On this chart you see a variety of models for counting carbon. All of these are based on the GREET model as a starting point. EU REDII is the standard European model for measuring carbon and it follows the GREET model through the full lifecycle. The California model uses GREET, but they simplify the agricultural segment by using averages for corn and soybeans, not considering climate-smart ag practices, at this point. They would need to see specific data to make a change, I think. CORSIA is interesting in that it’s a newer international model that doesn’t allow for sequestration nor does it incentivize or account for better land management practices or better agricultural practices. It appears to be a biased model in my opinion, at least in these areas. As policy is developed, we would like to see the GREET model be the standard for domestic carbon accounting. Updated facts and science are what the GREET model uses and is the reason so many rely on it.
The USDA has done a terrific job of helping to improve agriculture and rural economies over the last 30 years of my career, I wish that people could better understand this. The USDA is right on track with programs that promote climate-smart agricultural practices, counting carbon, and re-powering our rural communities, especially enabling access to renewable energy.
To facilitate wider adoption of these practices, farmers need to have access to advanced equipment to help them lower their footprint, in addition re-instating the Rural Re-Powering Program is critical to producing net zero hydrocarbons and in making carbon negative chemicals and materials for durable goods.
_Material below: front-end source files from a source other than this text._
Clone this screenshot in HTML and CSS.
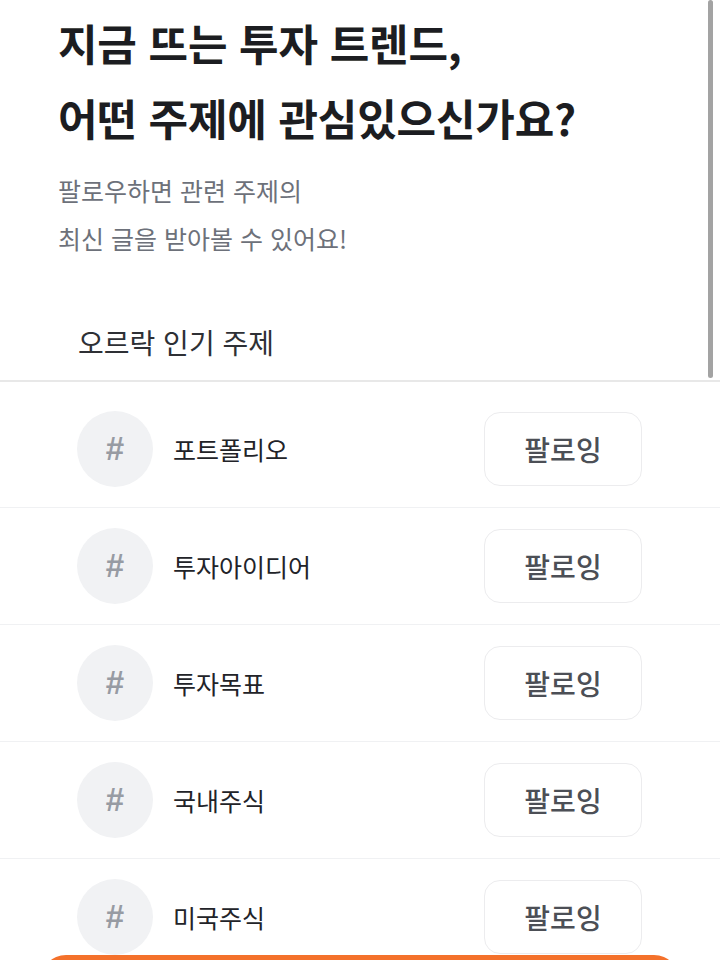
FILE: index.html
```html
<!DOCTYPE html>
<html lang="ko">
<head>
    <meta charset="UTF-8">
    <meta name="viewport" content="width=device-width, initial-scale=1.0">
    <title>관심 주제 선택</title>
    <link rel="stylesheet" href="styles.css">
</head>
<body>
    <div class="page">
        <!-- Intro -->
        <div class="intro">
            <h1 class="title">
                <span>지금 뜨는 투자 트렌드,</span>
                <span>어떤 주제에 관심있으신가요?</span>
            </h1>
            <p class="subtitle">
                <span>팔로우하면 관련 주제의</span>
                <span>최신 글을 받아볼 수 있어요!</span>
            </p>
        </div>

        <!-- Topic list -->
        <h2 class="section-title">오르락 인기 주제</h2>
        <ul class="topic-list">
            <li class="topic-item">
                <div class="topic-icon">#</div>
                <span class="topic-name">포트폴리오</span>
                <button class="follow-btn">팔로잉</button>
            </li>
            <li class="topic-item">
                <div class="topic-icon">#</div>
                <span class="topic-name">투자아이디어</span>
                <button class="follow-btn">팔로잉</button>
            </li>
            <li class="topic-item">
                <div class="topic-icon">#</div>
                <span class="topic-name">투자목표</span>
                <button class="follow-btn">팔로잉</button>
            </li>
            <li class="topic-item">
                <div class="topic-icon">#</div>
                <span class="topic-name">국내주식</span>
                <button class="follow-btn">팔로잉</button>
            </li>
            <li class="topic-item">
                <div class="topic-icon">#</div>
                <span class="topic-name">미국주식</span>
                <button class="follow-btn">팔로잉</button>
            </li>
        </ul>
    </div>

    <div class="scroll-thumb"></div>
    <div class="cta-bar"></div>
</body>
</html>
```

FILE: styles.css
```css
/* Topic follow screen */
body {
    font-family: 'Noto Sans CJK KR', 'Noto Sans', sans-serif;
    margin: 0;
    padding: 0;
    background: #fff;
    color: #1f2024;
    overflow: hidden;
}

.page {
    width: 720px;
}

.intro {
    padding: 5px 58px 0;
}

.title {
    margin: 0;
    font-size: 43px;
    font-weight: 700;
    letter-spacing: -0.2px;
    line-height: 75px;
    color: #1c1d21;
}

.title span,
.subtitle span {
    display: block;
}

.subtitle {
    margin: 11px 0 0;
    font-size: 25px;
    font-weight: 400;
    line-height: 48px;
    color: #6d717a;
}

.section-title {
    margin: 60px 0 0;
    padding: 0 78px 18px;
    font-size: 28px;
    font-weight: 400;
    line-height: 40px;
    color: #2e3035;
    border-bottom: 2px solid #e8e8e8;
}

.topic-list {
    list-style: none;
    margin: 0;
    padding: 9px 0 0;
}

.topic-item {
    display: flex;
    align-items: center;
    height: 116px;
    padding: 0 78px 0 77px;
    border-bottom: 1px solid #f0f1f3;
}

.topic-icon {
    width: 76px;
    height: 76px;
    border-radius: 50%;
    background: #f1f2f4;
    color: #979ba3;
    font-family: 'Liberation Sans', sans-serif;
    font-size: 33px;
    font-weight: 700;
    display: flex;
    align-items: center;
    justify-content: center;
}

.topic-name {
    flex: 1;
    margin-left: 20px;
    font-size: 25px;
    color: #222328;
}

.follow-btn {
    width: 158px;
    height: 74px;
    border: 1.5px solid #ececee;
    border-radius: 16px;
    background: #fff;
    font-family: inherit;
    font-size: 28px;
    font-weight: 500;
    color: #4c4f56;
    cursor: pointer;
}

.scroll-thumb {
    position: fixed;
    top: 0;
    right: 7px;
    width: 5px;
    height: 378px;
    border-radius: 3px;
    background: #a3a3a3;
}

.cta-bar {
    position: fixed;
    left: 40px;
    right: 40px;
    top: 955px;
    height: 64px;
    border-radius: 26px;
    background: #f4712b;
}
```
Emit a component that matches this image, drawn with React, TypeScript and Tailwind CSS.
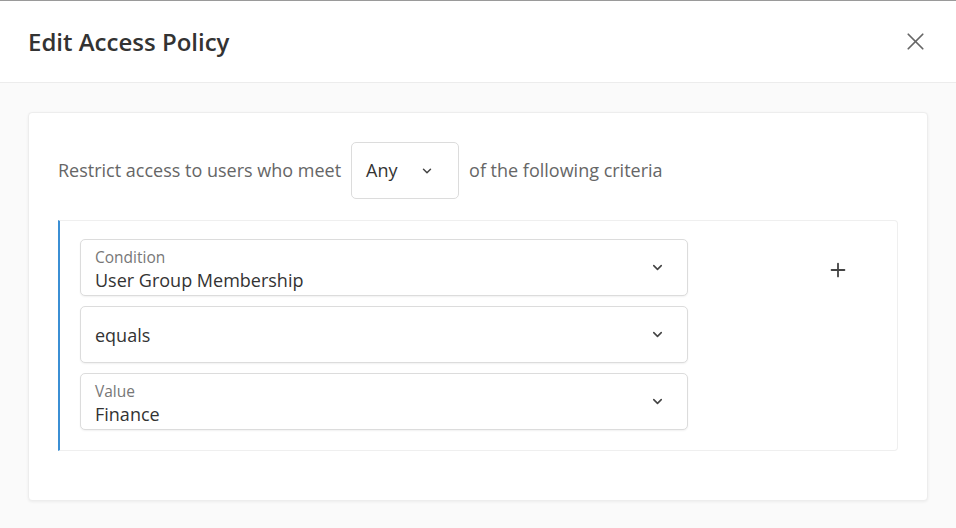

Continued research at universities focused on soil science, how to improve agriculture, and measure more accurately what is happening at the field level, will help farmers adopt practices to improve their footprint. New net-zero products require the deployment of new capital and any programs that help defray the cost of that capital are welcome, so long as they are feedstock neutral, technology neutral and stand on merit.
We appreciate the work that the USDA and the DOE have done on GREET. Going forward we think it is important for additional harmonization of models and data for counting carbon. We’d like to see program funding for measuring carbon to build out a National CI calculator, and more comprehensive systems for field to fuel tank accounting. These programs will harness the might of the U.S. agricultural system to positively impact climate change, sustainability of agriculture, energy security, and our food supply.